In one very important regard, however, the financial resources required to maintain a wise balance are not onerous at all. Regardless of the size of the force, leader development and professional military education remain vital mechanisms to ensure that the Army retains and strengthens its expertise to meet the range of potential national security demands. As a colleague has put it,
For any profession to remain viable it must continually do two things: revamp its expert knowledge and then develop the practice of that knowledge into a corps of leaders (officers and NCOs) at all levels who can use it when called on to do so. The Army failed both of these tests in the past build-downs. First, by letting the combat veterans ‘walk’ because of de-motivating personnel policies. Second, because strategic leaders (the stewards of long-term effectiveness) failed to see to it that the profession’s expert knowledge did not atrophy as its resources declined.[1]
In the near term, the bench of leaders we had amid the demands of counterinsurgency and stability operations is likely to remain deep. But it remains to be seen if the Army’s professional development programs will remain committed to broad education for future challenges that extend beyond conventional battlefield success.

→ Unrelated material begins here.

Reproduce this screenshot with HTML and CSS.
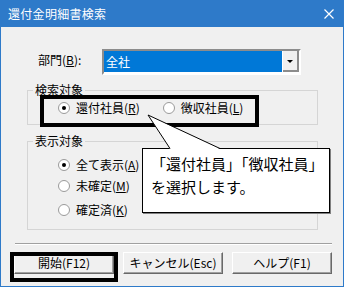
FILE: index.html
```html
<!DOCTYPE html>
<html>
<head>
<meta charset="utf-8">
<title>還付金明細書検索</title>
<link rel="stylesheet" href="styles.css">
</head>
<body>
<div class="window">
  <div class="titlebar">
    <span class="title">還付金明細書検索</span>
    <svg class="close" width="10" height="10" viewBox="0 0 10 10"><path d="M0.5 0.5 L9.5 9.5 M9.5 0.5 L0.5 9.5" stroke="#fff" stroke-width="1.2" fill="none"/></svg>
  </div>
  <div class="content">
    <div class="dept-row">
      <span class="dept-label">部門(<u>B</u>):</span>
      <div class="combo">
        <div class="combo-value">全社</div>
        <div class="combo-btn"><span class="arrow"></span></div>
      </div>
    </div>

    <fieldset class="group group-search">
      <legend>検索対象</legend>
      <div class="radio-line">
        <label class="radio"><span class="dot on"></span>還付社員(<u>R</u>)</label>
        <label class="radio second"><span class="dot"></span>徴収社員(<u>L</u>)</label>
      </div>
    </fieldset>

    <fieldset class="group group-show">
      <legend>表示対象</legend>
      <label class="radio row1"><span class="dot on"></span>全て表示(<u>A</u>)</label>
      <label class="radio row2"><span class="dot"></span>未確定(<u>M</u>)</label>
      <label class="radio row3"><span class="dot"></span>確定済(<u>K</u>)</label>
    </fieldset>

    <div class="separator"></div>

    <div class="buttons">
      <button class="btn">開始(F12)</button>
      <button class="btn">キャンセル(Esc)</button>
      <button class="btn">ヘルプ(F1)</button>
    </div>
  </div>

  <!-- annotations laid over the dialog -->
  <div class="mark mark-radio"></div>
  <div class="mark mark-start"></div>
  <div class="callout">
    <div class="callout-text">「還付社員」「徴収社員」<br>を選択します。</div>
  </div>
  <svg class="pointer" width="90" height="42" viewBox="0 0 90 42">
    <polygon points="6,5 28,39 78,39" fill="#fff"/>
    <polyline points="28,38.5 6,5 78,38.5" fill="none" stroke="#000" stroke-width="1"/>
  </svg>
</div>
</body>
</html>
```

FILE: styles.css
```css
body {
    margin: 0;
    background: #fff;
    font-family: "Noto Sans CJK JP", "Liberation Sans", sans-serif;
    font-size: 12px;
    color: #000;
}
.window {
    position: relative;
    width: 344px;
    height: 287px;
    box-sizing: border-box;
    border: 1px solid #2e7ac9;
    background: #f0f0f0;
}
.titlebar {
    height: 27px;
    margin: -1px -1px 0 -1px;
    background: #2e7ac9;
    color: #fff;
    display: flex;
    align-items: center;
    padding: 0 10px 0 8px;
}
.title {
    flex: 1;
    font-size: 12px;
    line-height: 14px;
    letter-spacing: 0.3px;
}
.close {
    display: block;
    margin-top: 1px;
}
.content {
    padding: 22px 0 0 0;
}
.dept-row {
    display: flex;
    align-items: center;
    height: 26px;
    padding-left: 37px;
}
.dept-label {
    width: 64px;
    padding-bottom: 4px;
    line-height: 14px;
}
.combo {
    width: 199px;
    height: 26px;
    box-sizing: border-box;
    border: 2px solid;
    border-color: #8c8c8c #fff #fff #8c8c8c;
    background: #fff;
    display: flex;
    padding: 0 0 1px 0;
}
.combo-value {
    flex: 1;
    background: #0078d7;
    color: #fff;
    font-size: 12px;
    line-height: 21px;
    padding-left: 2px;
    margin-right: 1px;
}
.combo-btn {
    width: 16px;
    box-sizing: border-box;
    border-right: 2px solid #8c8c8c;
    border-bottom: 2px solid #8c8c8c;
    background: #f0f0f0;
    display: flex;
    align-items: center;
    justify-content: center;
}
.arrow {
    width: 0;
    height: 0;
    border-left: 3px solid transparent;
    border-right: 3px solid transparent;
    border-top: 3px solid #000;
    margin-top: 1px;
}
.group {
    margin: 8px 0 0 26px;
    width: 291px;
    box-sizing: border-box;
    border: 1px solid #d5d5d5;
    padding: 1px 0 6px 30px;
    min-width: 0;
}
.group legend {
    margin-left: -25px;
    padding: 0 2px;
    line-height: 14px;
    font-size: 12px;
}
.group-show {
    margin-top: 9px;
    padding: 7px 0 9px 30px;
}
.radio-line {
    display: flex;
    height: 20px;
    align-items: center;
}
.radio {
    display: flex;
    align-items: center;
    height: 20px;
    line-height: 14px;
}
.radio.second {
    margin-left: 23px;
}
.row2 {
    margin-top: 1px;
}
.row3 {
    margin-top: 4px;
}
.dot {
    width: 12px;
    height: 12px;
    box-sizing: border-box;
    border-radius: 50%;
    border: 1px solid #9a9a9a;
    background: #fff;
    margin-right: 6px;
    display: flex;
    align-items: center;
    justify-content: center;
}
.dot.on::after {
    content: "";
    width: 4px;
    height: 4px;
    border-radius: 50%;
    background: #000;
}
.separator {
    margin: 13px 0 0 14px;
    width: 317px;
    height: 1px;
    background: #a0a0a0;
    border-bottom: 1px solid #fff;
}
.buttons {
    display: flex;
    gap: 9px;
    margin: 7px 0 0 13px;
}
.btn {
    width: 100px;
    height: 22px;
    box-sizing: border-box;
    border: 1px solid;
    border-color: #fff #696969 #696969 #fff;
    box-shadow: inset -1px -1px 0 #a0a0a0;
    background: #f0f0f0;
    font-family: "Noto Sans CJK JP", "Liberation Sans", sans-serif;
    font-size: 12px;
    line-height: 14px;
    padding: 0;
    color: #000;
}
.mark {
    position: absolute;
    border: 4px solid #000;
    box-sizing: border-box;
}
.mark-radio {
    left: 39px;
    top: 94px;
    width: 219px;
    height: 32px;
}
.mark-start {
    left: 9px;
    top: 251px;
    width: 108px;
    height: 30px;
}
.callout {
    position: absolute;
    left: 141px;
    top: 147px;
    width: 188px;
    height: 65px;
    box-sizing: border-box;
    border: 1px solid #000;
    box-shadow: 1px 1px 0 #808080;
    background: #fff;
    padding: 3px 0 0 8px;
}
.callout-text {
    font-size: 15px;
    line-height: 23px;
    white-space: nowrap;
}
.pointer {
    position: absolute;
    left: 141px;
    top: 109px;
}
```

Additionally, when it comes to personnel policies, we must adapt effectively to the effects of the recent decision to open combat positions to women. The Army will need to make adjustments to accommodate new policy guidelines while staying true to the functional imperatives of its most daunting tasks and the necessity of a meritocratic culture. The clearly defined physical, intellectual and technical requirements that individuals must meet have proved useful as the core of a cultural ethos of effectiveness. Overall, military effectiveness should trump any other considerations in the national interest.
The Army remains the most flexible of the American armed services and, as usual, faces the broadest array of potential national security challenges. It must be reasonably prepared to address them when society beckons. The Army must continue to reconcile the dilemma between preparation for many plausible future threats and the natural desire to limit focus to a small number of priority challenges in an era of constrained resources. If the Army cannot reconcile this dilemma effectively, it permits vulnerabilities that adversaries are likely to exploit—as they did in our failed efforts to stabilize Iraq and Afghanistan after early military successes.
[1] My thanks to Dr. Don Snider for this important point. E-mail with author, February 2013.